The day after Trinidad, Vanney said that Altidore and Bradley would “feel” the loss for awhile. That it would stick with them. Nearly two months later, their exact emotional trajectories are an understandably touchy subject. But Trinidad clearly doesn’t weigh them down.
“People keep thinking I’m some wounded animal,” Altidore said after a memorable conference final victory over Columbus. “[The qualification failure] is what it is. It’s disappointing, but you have to move on from it and learn from it. … What happens in Toronto has nothing to do with what happened to the national team.”
Certain pockets of American fans – the same ones disseminating the boos – surely despise that sentiment. They hate the idea that the players responsible for the failure can brush it off while fans still rue it. There’s an expectation that players will share in their prolonged despair.
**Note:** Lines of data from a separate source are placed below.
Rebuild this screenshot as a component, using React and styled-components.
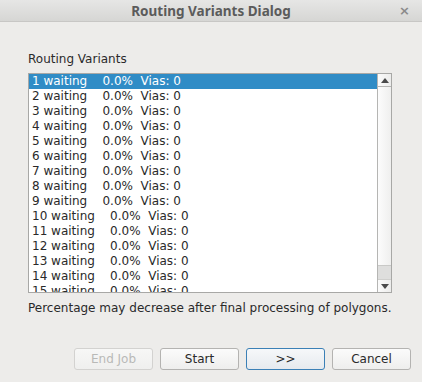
import React from "react";
import styled, { createGlobalStyle } from "styled-components";

const Global = createGlobalStyle`
  html, body { margin: 0; padding: 0; background: #edecea; }
  * { box-sizing: border-box; }
`;

const Dialog = styled.div`
  width: 422px;
  height: 382px;
  display: flex;
  flex-direction: column;
  background: #edecea;
  font-family: "DejaVu Sans", sans-serif;
  font-size: 12px;
  color: #2a2a2a;
`;

const TitleBar = styled.div`
  height: 22px;
  flex: none;
  position: relative;
  display: flex;
  align-items: center;
  justify-content: center;
  background: linear-gradient(#e6e6e5, #d6d6d4);
  border-bottom: 1px solid #c8c7c5;
`;

const Title = styled.div`
  font-family: "Noto Sans", sans-serif;
  font-weight: 700;
  font-size: 13.5px;
  color: #5b5b5b;
`;

const Close = styled.div`
  position: absolute;
  right: 12px;
  top: 3px;
  font-family: "DejaVu Sans", sans-serif;
  font-size: 13px;
  font-weight: bold;
  color: #8a8a8a;
`;

const Content = styled.div`
  flex: 1;
  display: flex;
  flex-direction: column;
  padding: 30px 11px 0 28px;
`;

const Label = styled.div`
  line-height: 15px;
  height: 15px;
  margin-bottom: 6px;
`;

const ListBox = styled.div`
  width: 364px;
  height: 220px;
  border: 1px solid #a8a8a6;
  background: #fff;
  display: flex;
  overflow: hidden;
`;

const Rows = styled.div`
  flex: 1;
  overflow: hidden;
`;

const Row = styled.div`
  height: 15px;
  line-height: 15px;
  padding-left: 3px;
  white-space: pre;
  background: ${(p) => (p.$selected ? "#308cc6" : "transparent")};
  color: ${(p) => (p.$selected ? "#ffffff" : "#2a2a2a")};
`;

const Scrollbar = styled.div`
  width: 14px;
  flex: none;
  display: flex;
  flex-direction: column;
  border-left: 1px solid #b5b5b3;
  background: #dcdcdb;
`;

const Arrow = styled.div`
  height: 13px;
  flex: none;
  display: flex;
  align-items: center;
  justify-content: center;
  background: linear-gradient(90deg, #fbfbfb, #ececeb);
  border-bottom: ${(p) => (p.$up ? "1px solid #b5b5b3" : "none")};
  border-top: ${(p) => (p.$up ? "none" : "1px solid #cfcfcd")};
`;

const Thumb = styled.div`
  height: 179px;
  flex: none;
  background: linear-gradient(90deg, #fcfcfc, #efefee);
  border-bottom: 1px solid #c9c9c7;
`;

const Track = styled.div`
  flex: 1;
  background: #dededd;
`;

const Note = styled.div`
  margin-top: 8px;
  line-height: 15px;
  height: 15px;
`;

const Buttons = styled.div`
  margin-top: 32px;
  display: flex;
  justify-content: flex-end;
  gap: 7px;
`;

const Button = styled.div`
  width: 79px;
  height: 22px;
  border-radius: 3px;
  display: flex;
  align-items: center;
  justify-content: center;
  font-size: 12px;
  border: 1px solid ${(p) => (p.$default ? "#3b80b6" : p.$disabled ? "#d3d2d0" : "#b4b3b1")};
  background: ${(p) =>
    p.$default
      ? "linear-gradient(#f6f8fa, #e6eaee)"
      : p.$disabled
      ? "linear-gradient(#f7f7f6, #efefee)"
      : "linear-gradient(#fbfbfb, #eeeeed)"};
  color: ${(p) => (p.$disabled ? "#b9b9b7" : "#2a2a2a")};
`;

const UpTri = () => (
  <svg width="8" height="5" viewBox="0 0 8 5">
    <path d="M0 5 L4 0 L8 5 Z" fill="#4a4a4a" />
  </svg>
);
const DownTri = () => (
  <svg width="8" height="5" viewBox="0 0 8 5">
    <path d="M0 0 L4 5 L8 0 Z" fill="#4a4a4a" />
  </svg>
);

export default function App() {
  const rows = Array.from({ length: 15 }, (_, i) => `${i + 1} waiting    0.0%  Vias: 0`);
  return (
    <>
      <Global />
      <Dialog>
        <TitleBar>
          <Title>Routing Variants Dialog</Title>
          <Close>×</Close>
        </TitleBar>
        <Content>
          <Label>Routing Variants</Label>
          <ListBox>
            <Rows>
              {rows.map((r, i) => (
                <Row key={i} $selected={i === 0}>
                  {r}
                </Row>
              ))}
            </Rows>
            <Scrollbar>
              <Arrow $up>
                <UpTri />
              </Arrow>
              <Thumb />
              <Track />
              <Arrow>
                <DownTri />
              </Arrow>
            </Scrollbar>
          </ListBox>
          <Note>Percentage may decrease after final processing of polygons.</Note>
          <Buttons>
            <Button $disabled>End Job</Button>
            <Button>Start</Button>
            <Button $default>&gt;&gt;</Button>
            <Button>Cancel</Button>
          </Buttons>
        </Content>
      </Dialog>
    </>
  );
}
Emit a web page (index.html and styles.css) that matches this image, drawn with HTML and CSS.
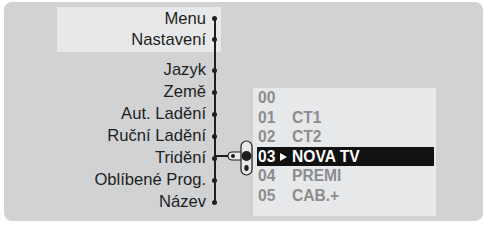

But that’s not how professional athletes operate. It can’t be how professional soccer players operate, with both club and country similarly important. An international star has to be able to detach one from the other. Altidore and Bradley have seemingly done that.
“We all recognize and understand that they went through a very tough period,” Vanney said Tuesday. “They’ve come out of it with great strength, and have learned from that process, and are applying that to our journey.”
Part of that journey is a “beautiful love story.” Altidore made that proclamation after battling through an ankle injury to send TFC back to MLS Cup last week. “The city means a lot to me,” he said. “I came here, I didn’t know what to expect. I’m sure a lot of people didn’t know what to expect from me. But I fell in love with this city, and I think the fans have fallen in love with me. I hope it’s the last club I play for.”
On Thursday, Bradley professed his love for Toronto as well. “This is a sports-mad city,” he said. “It has a way of wrapping its arms around its teams and its athletes, and if you can embrace that, if you can understand it, it’s a privilege and a responsibility.”
It’s as if Toronto has become a haven for both of them amid the heartbreak, and the vilification, and the hate. Altidore claims his relationship with his new home hasn’t changed since Trinidad. “What happened with the national team … plays no role in my affection for the city,” he said Tuesday. It hasn’t played any role in the city’s affection for him, either.
And that’s precisely the point. While the U.S. turned on Altidore and Bradley, Toronto’s warmth never wavered. Now they have it on the verge of a first major North American professional sports championship in 24 years.